Photo issue du site de l'Assemblée nationale ou de WikipediaValérie Beauvais :

Sur la forme, le groupe Les Républicains avait imaginé une véritable discussion en commission, qui aurait nourri les projets et ainsi contribué à un vrai débat parlementaire en séance publique. C'est pourquoi nous demandons le renvoi du texte en commission pour un nouvel examen.

Les Républicains considèrent que ce nouvel examen doit nous permettre, dans le respect des principes du débat parlementaire, d'enrichir et de compléter ce texte sur les aspects suivants : le recours aux ordonnances ; la dette de la SNCF, sujet central ; les lignes les moins fréquentées du réseau.

La procédure des ordonnances se justifie d'autant moins qu'il s'agit à la fois d'une mission de service public devant être assurée pour nos concitoyens et d'une vision stratégique de l'État, fondamentale pour l'équilibre des territoires. Comment justifiez-vous, madame la ministre, la concision de ce texte, si ce n'est pas la volonté de contourner le débat parlementaire ? Le groupe Les Républicains considère que le transport ferroviaire mérite mieux que huit articles, dont l'objet n'est autre que de donner des orientations et d'ouvrir des chapitres. En procédant d'abord par les ordonnances, ensuite par le dépôt d'amendements décidés au gré des négociations avec les syndicats, le Gouvernement fait preuve de légèreté, prenant en otage la population bloquée par des grèves massives, braquant les syndicats et méprisant les élus de la nation.
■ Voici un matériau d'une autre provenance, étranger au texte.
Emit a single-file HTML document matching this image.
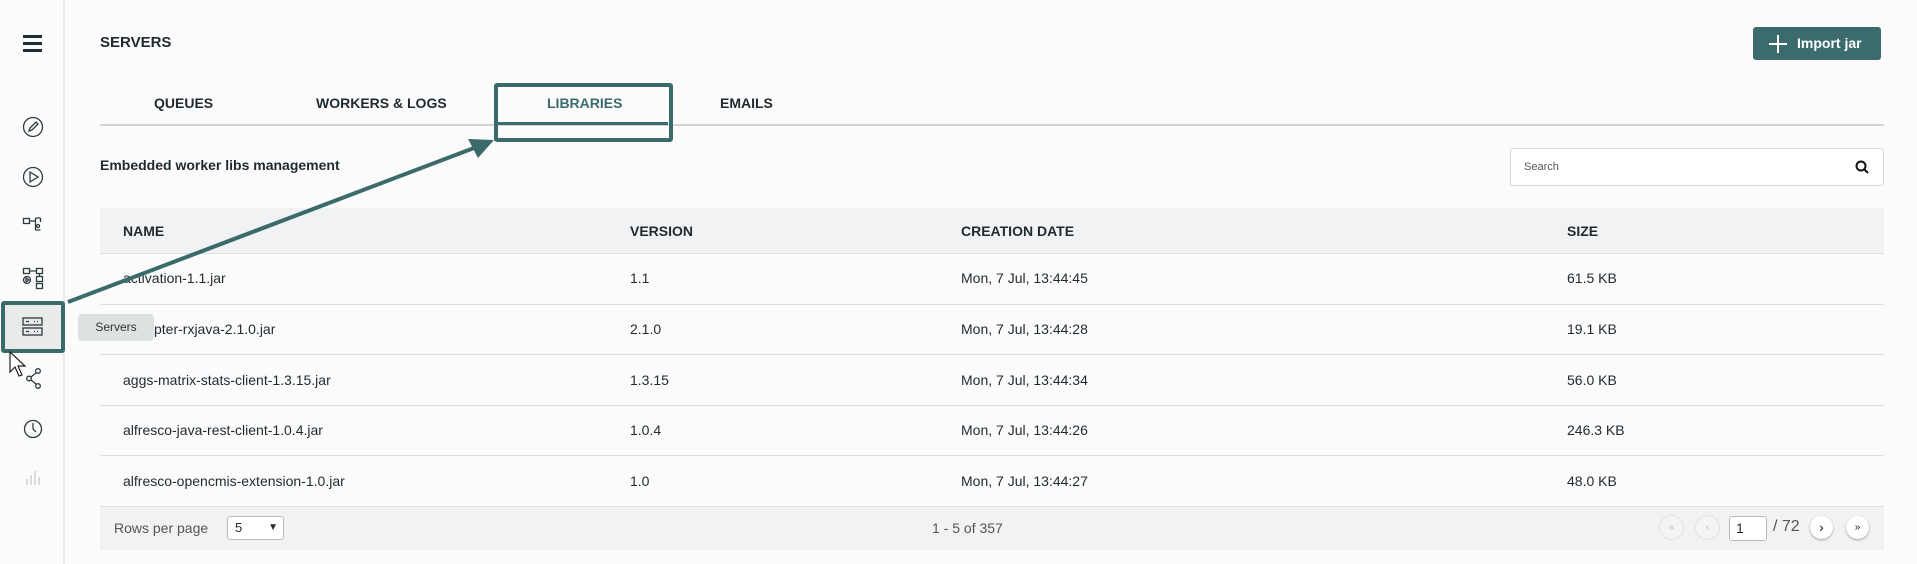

Enfin, la représentation nationale n'aura connaissance du contenu des ordonnances que lorsque celles-ci seront rédigées. Vous mettez donc le dossier sur la table alors qu'il n'est pas encore écrit et que les questions essentielles liées au transport ferroviaire sont absentes. Mais alors, pourquoi ne pas avoir commencé par les négociations, avant de présenter un texte ?

La dette de la SNCF est un problème fondamental, je le répète : elle atteignait 42 milliards d'euros en 2016 et pourrait excéder 62 milliards d'euros en 2026. Doit-on assister à une telle dérive de manière impassible ? Nous ne le croyons pas. C'est pourquoi, madame la ministre, nous souhaitons obtenir de votre part des engagements et des éclaircissements à ce propos.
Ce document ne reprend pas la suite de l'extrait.